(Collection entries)
★ ★ ★ ★

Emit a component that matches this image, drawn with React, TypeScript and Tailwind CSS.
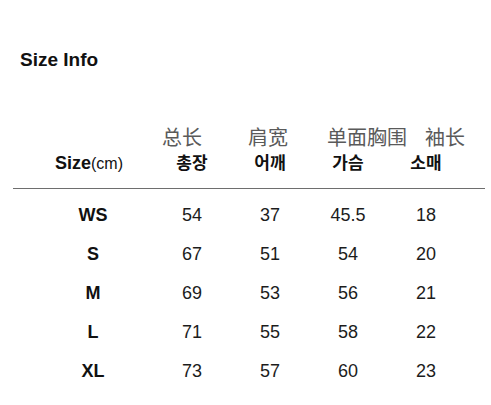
const sizes = [
  ["WS", "54", "37", "45.5", "18"],
  ["S", "67", "51", "54", "20"],
  ["M", "69", "53", "56", "21"],
  ["L", "71", "55", "58", "22"],
  ["XL", "73", "57", "60", "23"],
];

const krLabels = ["총장", "어깨", "가슴", "소매"];

export default function App() {
  return (
    <div className="w-[491px] h-[405px] bg-white text-[#111] font-['Liberation_Sans',sans-serif]">
      <h2 className="pt-[50px] pl-[20px] text-[19px] leading-none font-bold">Size Info</h2>

      <div className="ml-[13px] mr-[6px] mt-[58px] border-b border-[#6e6e6e] pb-[16px]">
        <div className="flex text-[20px] leading-none text-[#5a5a5a] font-['Noto_Sans_CJK_SC',sans-serif]">
          <span className="ml-[149px]">总长</span>
          <span className="ml-[46px]">肩宽</span>
          <span className="ml-[39px]">单面胸围</span>
          <span className="ml-[18px]">袖长</span>
        </div>
        <div className="mt-[6px] grid grid-cols-[120px_repeat(4,78px)] items-baseline pl-[20px]">
          <div className="pl-[22px] text-[18px] leading-none font-bold">
            Size<span className="text-[16px] font-normal">(cm)</span>
          </div>
          {krLabels.map((label) => (
            <div key={label} className="text-center text-[17px] leading-none font-bold font-['Noto_Sans_CJK_KR',sans-serif]">
              {label}
            </div>
          ))}
        </div>
      </div>

      <div className="mx-[13px] mt-[6px] pl-[20px]">
        {sizes.map((row) => (
          <div key={row[0]} className="grid h-[39px] grid-cols-[120px_repeat(4,78px)] items-center text-[18px] leading-none">
            <div className="text-center font-bold">{row[0]}</div>
            {row.slice(1).map((v, i) => (
              <div key={i} className="text-center text-[#1c1c1c]">{v}</div>
            ))}
          </div>
        ))}
      </div>
    </div>
  );
}
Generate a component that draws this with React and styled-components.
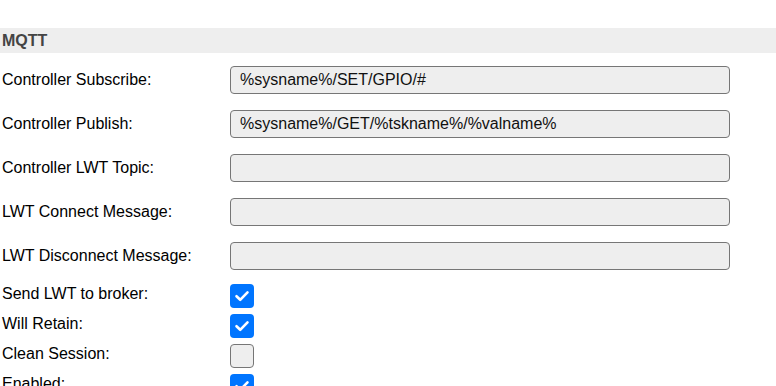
import React from 'react'
import styled, { createGlobalStyle } from 'styled-components'

const GlobalStyle = createGlobalStyle`
  body {
    margin: 0;
    background: #fff;
    font-family: 'Liberation Sans', Arial, sans-serif;
    font-size: 16px;
    color: #000;
  }
`

const Page = styled.div`
  padding-top: 28px;
  width: 776px;
  height: 386px;
  overflow: hidden;
`

const SectionHeader = styled.div`
  height: 25px;
  line-height: 25px;
  padding-left: 2px;
  background-color: #eee;
  color: #444;
  font-weight: bold;
  margin-bottom: 5px;
`

const Row = styled.div`
  display: grid;
  grid-template-columns: 230px 500px;
  align-items: center;
  height: ${({ $tall }) => ($tall ? '44px' : '30px')};
`

const Label = styled.div`
  padding-left: 2px;
  padding-bottom: ${({ $raised }) => ($raised ? '5px' : '0')};
`

const TextInput = styled.input`
  box-sizing: border-box;
  width: 500px;
  height: 28px;
  margin: 0;
  padding: 0 9px;
  border: 1px solid #767676;
  border-radius: 4px;
  background-color: #eee;
  font-family: 'Liberation Sans', Arial, sans-serif;
  font-size: 16px;
  color: #111;
  outline: none;
`

const CheckGroup = styled.div`
  margin-top: 3px;
`

const Box = styled.span`
  box-sizing: border-box;
  display: flex;
  align-items: center;
  justify-content: center;
  width: 24px;
  height: 24px;
  border-radius: 4px;
  background-color: ${({ $on }) => ($on ? '#0075ff' : '#eee')};
  border: ${({ $on }) => ($on ? 'none' : '1px solid #767676')};
`

const fields = [
  ['Controller Subscribe:', '%sysname%/SET/GPIO/#'],
  ['Controller Publish:', '%sysname%/GET/%tskname%/%valname%'],
  ['Controller LWT Topic:', ''],
  ['LWT Connect Message:', ''],
  ['LWT Disconnect Message:', ''],
]

const checks = [
  ['Send LWT to broker:', true],
  ['Will Retain:', true],
  ['Clean Session:', false],
  ['Enabled:', true],
]

function Checkbox({ on }) {
  return (
    <Box $on={on}>
      {on && (
        <svg width="16" height="16" viewBox="0 0 16 16">
          <path d="M2.5 8.2 L6.2 11.8 L13.5 4.4" fill="none" stroke="#fff" strokeWidth="2.6" strokeLinecap="round" strokeLinejoin="round" />
        </svg>
      )}
    </Box>
  )
}

export default function App() {
  return (
    <>
      <GlobalStyle />
      <Page>
        <SectionHeader>MQTT</SectionHeader>
        {fields.map(([label, value]) => (
          <Row $tall key={label}>
            <Label>{label}</Label>
            <TextInput defaultValue={value} />
          </Row>
        ))}
        <CheckGroup>
          {checks.map(([label, on]) => (
            <Row key={label}>
              <Label $raised>{label}</Label>
              <Checkbox on={on} />
            </Row>
          ))}
        </CheckGroup>
      </Page>
    </>
  )
}
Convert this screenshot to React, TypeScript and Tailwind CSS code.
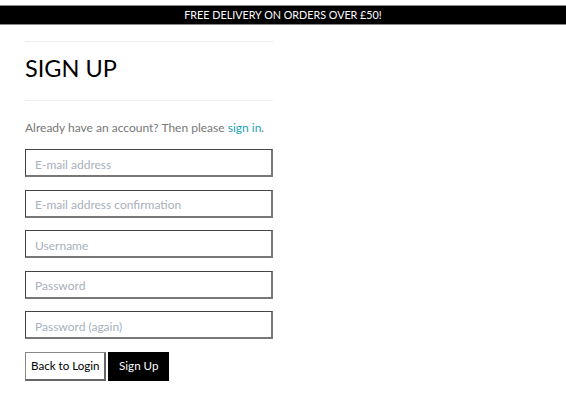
export default function App() {
  const fields = [
    { name: "email", type: "email", placeholder: "E-mail address" },
    { name: "email2", type: "email", placeholder: "E-mail address confirmation" },
    { name: "username", type: "text", placeholder: "Username" },
    { name: "password1", type: "password", placeholder: "Password" },
    { name: "password2", type: "password", placeholder: "Password (again)" },
  ];

  return (
    <div className="min-h-[413px] bg-white font-['Lato','Liberation_Sans',sans-serif] text-black">
      <div className="mt-[5px] border-y border-[#8a8a8a] bg-black py-[2px] text-center text-[10.75px] leading-[14px] text-white">
        FREE DELIVERY ON ORDERS OVER £50!
      </div>

      <div className="ml-[25px] w-[248px] pt-4">
        <div className="border-y border-[#eeeeee] pt-[14px] pb-[20px]">
          <h1 className="text-[23.5px] font-normal leading-[24px]">SIGN UP</h1>
        </div>

        <p className="mt-[20px] text-[12px] leading-[14px] text-[#777777]">
          Already have an account? Then please{" "}
          <a href="#" className="text-[#17a2b8]">
            sign in
          </a>
          .
        </p>

        <form className="mt-[14px] flex flex-col gap-[12.5px]">
          {fields.map((f) => (
            <input
              key={f.name}
              name={f.name}
              type={f.type}
              placeholder={f.placeholder}
              className="h-[28px] w-full border border-b-2 border-r-2 border-[#444444] border-b-[#777777] border-r-[#777777] px-[9px] pt-[3px] text-[12px] outline-none placeholder:text-[#a8b0bc]"
            />
          ))}
          <div className="flex gap-[2px]">
            <button
              type="button"
              className="h-[29px] border border-b-2 border-r-2 border-[#888888] border-b-[#666666] border-r-[#666666] bg-white pl-[5px] pr-[4.5px] text-[11.6px]"
            >
              Back to Login
            </button>
            <button
              type="submit"
              className="h-[29px] bg-black px-[11px] text-[11.6px] text-white"
            >
              Sign Up
            </button>
          </div>
        </form>
      </div>
    </div>
  );
}
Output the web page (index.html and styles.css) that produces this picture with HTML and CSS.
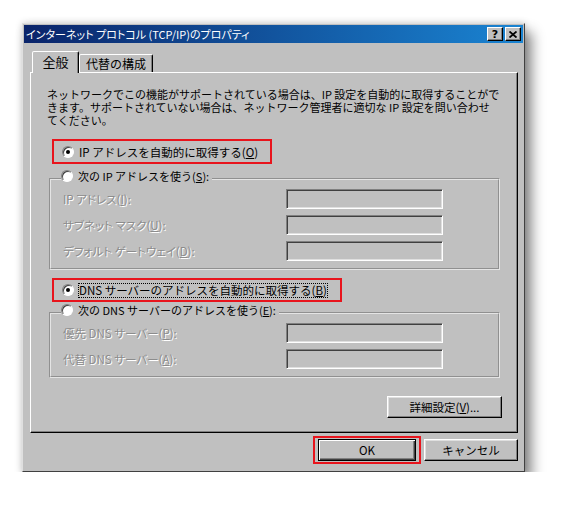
FILE: index.html
```html
<!DOCTYPE html>
<html>
<head>
<meta charset="utf-8">
<link rel="stylesheet" href="styles.css">
</head>
<body>
<div class="window">
  <div class="titlebar">
    <span class="title">インターネット プロトコル (TCP/IP)のプロパティ</span>
    <div class="caption-buttons">
      <span class="cbtn">?</span>
      <span class="cbtn">
        <svg width="8" height="7" viewBox="0 0 8 7"><path d="M0.5 0.5 L7.5 6.5 M7.5 0.5 L0.5 6.5" stroke="#000" stroke-width="1.8"/></svg>
      </span>
    </div>
  </div>

  <div class="tabs">
    <div class="tab active">全般</div>
    <div class="tab">代替の構成</div>
  </div>

  <div class="panel">
    <p class="intro">ネットワークでこの機能がサポートされている場合は、IP 設定を自動的に取得することがで<br>きます。サポートされていない場合は、ネットワーク管理者に適切な IP 設定を問い合わせ<br>てください。</p>

    <div class="option marked first">
      <span class="radio checked"></span>
      <span>IP アドレスを自動的に取得する(<u>O</u>)</span>
    </div>

    <fieldset class="group">
      <legend><span class="radio"></span><span>次の IP アドレスを使う(<u>S</u>):</span></legend>
      <div class="field-row"><span class="label">IP アドレス(<u>I</u>):</span><span class="field"></span></div>
      <div class="field-row"><span class="label">サブネット マスク(<u>U</u>):</span><span class="field"></span></div>
      <div class="field-row"><span class="label">デフォルト ゲートウェイ(<u>D</u>):</span><span class="field"></span></div>
    </fieldset>

    <div class="option marked second">
      <span class="radio checked"></span>
      <span class="focus">DNS サーバーのアドレスを自動的に取得する(<u>B</u>)</span>
    </div>

    <fieldset class="group dns">
      <legend><span class="radio"></span><span>次の DNS サーバーのアドレスを使う(<u>E</u>):</span></legend>
      <div class="field-row"><span class="label">優先 DNS サーバー(<u>P</u>):</span><span class="field"></span></div>
      <div class="field-row"><span class="label">代替 DNS サーバー(<u>A</u>):</span><span class="field"></span></div>
    </fieldset>

    <div class="advanced-row">
      <button class="btn advanced">詳細設定(<u>V</u>)...</button>
    </div>
  </div>

  <div class="footer">
    <div class="default-mark"><button class="btn default">OK</button></div>
    <button class="btn cancel">キャンセル</button>
  </div>
</div>
</body>
</html>
```

FILE: styles.css
```css
html, body {
  margin: 0;
  padding: 0;
  background: #fff;
}

body {
  font-family: "Noto Sans CJK JP", sans-serif;
  font-size: 11px;
  color: #000;
}

.window {
  width: 499px;
  margin: 23px 0 0 22px;
  padding: 1px;
  border: 1px solid;
  border-color: #dfdfdf #404040 #404040 #dfdfdf;
  background: #c0c0c0;
  box-shadow: 7px 9px 12px rgba(0, 0, 0, 0.45), 0 0 7px rgba(0, 0, 0, 0.18);
}

.titlebar {
  height: 18px;
  display: flex;
  align-items: center;
  justify-content: space-between;
  padding: 0 2px;
  background: linear-gradient(90deg, #0a246a, #1a84d2);
  color: #fff;
}

.title {
  font-size: 11px;
  font-feature-settings: "palt";
  line-height: 18px;
  white-space: nowrap;
}

.caption-buttons {
  display: flex;
  gap: 2px;
}

.cbtn {
  width: 16px;
  height: 14px;
  box-sizing: border-box;
  display: flex;
  align-items: center;
  justify-content: center;
  background: #c0c0c0;
  border: 1px solid;
  border-color: #fff #000 #000 #fff;
  box-shadow: inset -1px -1px 0 #808080;
  color: #000;
  font: bold 11px "DejaVu Sans", sans-serif;
}

.tabs {
  display: flex;
  align-items: flex-end;
  margin: 8px 0 -1px 8px;
}

.tab {
  height: 18px;
  box-sizing: border-box;
  margin-bottom: 1px;
  padding: 0 6px;
  border: 1px solid;
  border-bottom: none;
  border-color: #fff #000 transparent #fff;
  border-radius: 2px 2px 0 0;
  box-shadow: inset -1px 0 0 #808080;
  background: #c0c0c0;
  font-size: 12px;
  line-height: 17px;
  white-space: nowrap;
}

.tab.active {
  position: relative;
  z-index: 1;
  width: 47px;
  height: 22px;
  margin-bottom: 0;
  padding: 0;
  text-align: center;
  font-size: 13px;
  line-height: 20px;
}

.panel {
  margin: 0 5px 0 6px;
  padding: 15px 17px 14px 18px;
  border: 1px solid;
  border-color: #fff #000 #000 #fff;
  box-shadow: inset -1px -1px 0 #808080;
}

.intro {
  margin: 0 0 0 -2px;
  line-height: 13px;
  white-space: nowrap;
}

.option {
  display: flex;
  align-items: center;
  gap: 5px;
  height: 24px;
  box-sizing: border-box;
  margin-left: 3px;
  padding: 0 0 0 8px;
  font-size: 11.5px;
  white-space: nowrap;
}

.option.marked {
  border: 2px solid #e8141c;
}

.option.first {
  width: 220px;
  height: 25px;
  margin-top: 12px;
}

.option.second {
  width: 290px;
  margin-top: 8px;
}

.focus {
  outline: 1px dotted #000;
  line-height: 13px;
}

.radio {
  width: 12px;
  height: 12px;
  box-sizing: border-box;
  flex: none;
  display: flex;
  align-items: center;
  justify-content: center;
  border-radius: 50%;
  background: #fff;
  border: 1px solid;
  border-color: #808080 #fff #fff #808080;
  box-shadow: inset 1px 1px 0 #404040;
}

.radio.checked::after {
  content: "";
  width: 4px;
  height: 4px;
  border-radius: 50%;
  background: #000;
}

.group {
  margin: 5px 0 0;
  padding: 0 12px 7px;
  border: 2px groove #e4e4e4;
  min-width: 0;
}

.group.dns {
  margin-top: 1px;
}

.group legend {
  display: flex;
  align-items: center;
  gap: 5px;
  margin-left: -2px;
  padding: 0 3px 6px 0;
  line-height: 14px;
  white-space: nowrap;
}

.field-row {
  display: grid;
  grid-template-columns: 223px 157px;
  align-items: center;
  height: 20px;
}

.field-row + .field-row {
  margin-top: 6px;
}

.label {
  font-size: 11.5px;
  font-feature-settings: "palt";
  color: #8c8c8c;
  text-shadow: 1px 1px 0 #fff;
  white-space: nowrap;
}

.field {
  height: 20px;
  box-sizing: border-box;
  border: 1px solid;
  border-color: #808080 #fff #fff #808080;
  box-shadow: inset 1px 1px 0 #404040, inset -1px -1px 0 #dfdfdf;
}

.advanced-row {
  display: flex;
  justify-content: flex-end;
  margin: 18px -2px 0 0;
}

.btn {
  height: 22px;
  box-sizing: border-box;
  padding: 0;
  background: #c0c0c0;
  border: 1px solid;
  border-color: #fff #000 #000 #fff;
  box-shadow: inset -1px -1px 0 #808080, inset 1px 1px 0 #dfdfdf;
  font: inherit;
  font-size: 11.5px;
  color: #000;
}

.btn.advanced {
  width: 115px;
}

.footer {
  display: flex;
  justify-content: flex-end;
  align-items: center;
  gap: 3px;
  margin: 3px 5px 0 0;
  padding-bottom: 6px;
}

.default-mark {
  display: flex;
  border: 2px solid #e8141c;
  padding: 1px 3px;
}

.btn.default {
  width: 98px;
  border-color: #000;
  box-shadow: inset 1px 1px 0 #fff, inset -1px -1px 0 #404040, inset -2px -2px 0 #808080;
}

.btn.cancel {
  width: 94px;
}
```
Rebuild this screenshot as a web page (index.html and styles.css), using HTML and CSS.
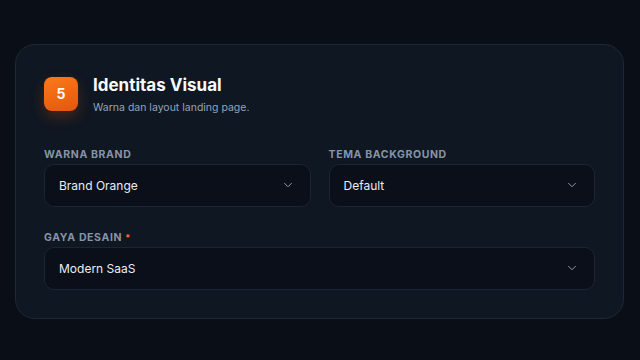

★ ★ ★ ★

### Problem details:
Give again, word for word, every line from the top of the data through the line with "pl-[20px] text-[19px] leading-none", both ends included, and exclude the pictures.

### Finished answer:
Emit a component that matches this image, drawn with React, TypeScript and Tailwind CSS.
const sizes = [
  ["WS", "54", "37", "45.5", "18"],
  ["S", "67", "51", "54", "20"],
  ["M", "69", "53", "56", "21"],
  ["L", "71", "55", "58", "22"],
  ["XL", "73", "57", "60", "23"],
];

const krLabels = ["총장", "어깨", "가슴", "소매"];

export default function App() {
  return (
    <div className="w-[491px] h-[405px] bg-white text-[#111] font-['Liberation_Sans',sans-serif]">
      <h2 className="pt-[50px] pl-[20px] text-[19px] leading-none font-bold">Size Info</h2>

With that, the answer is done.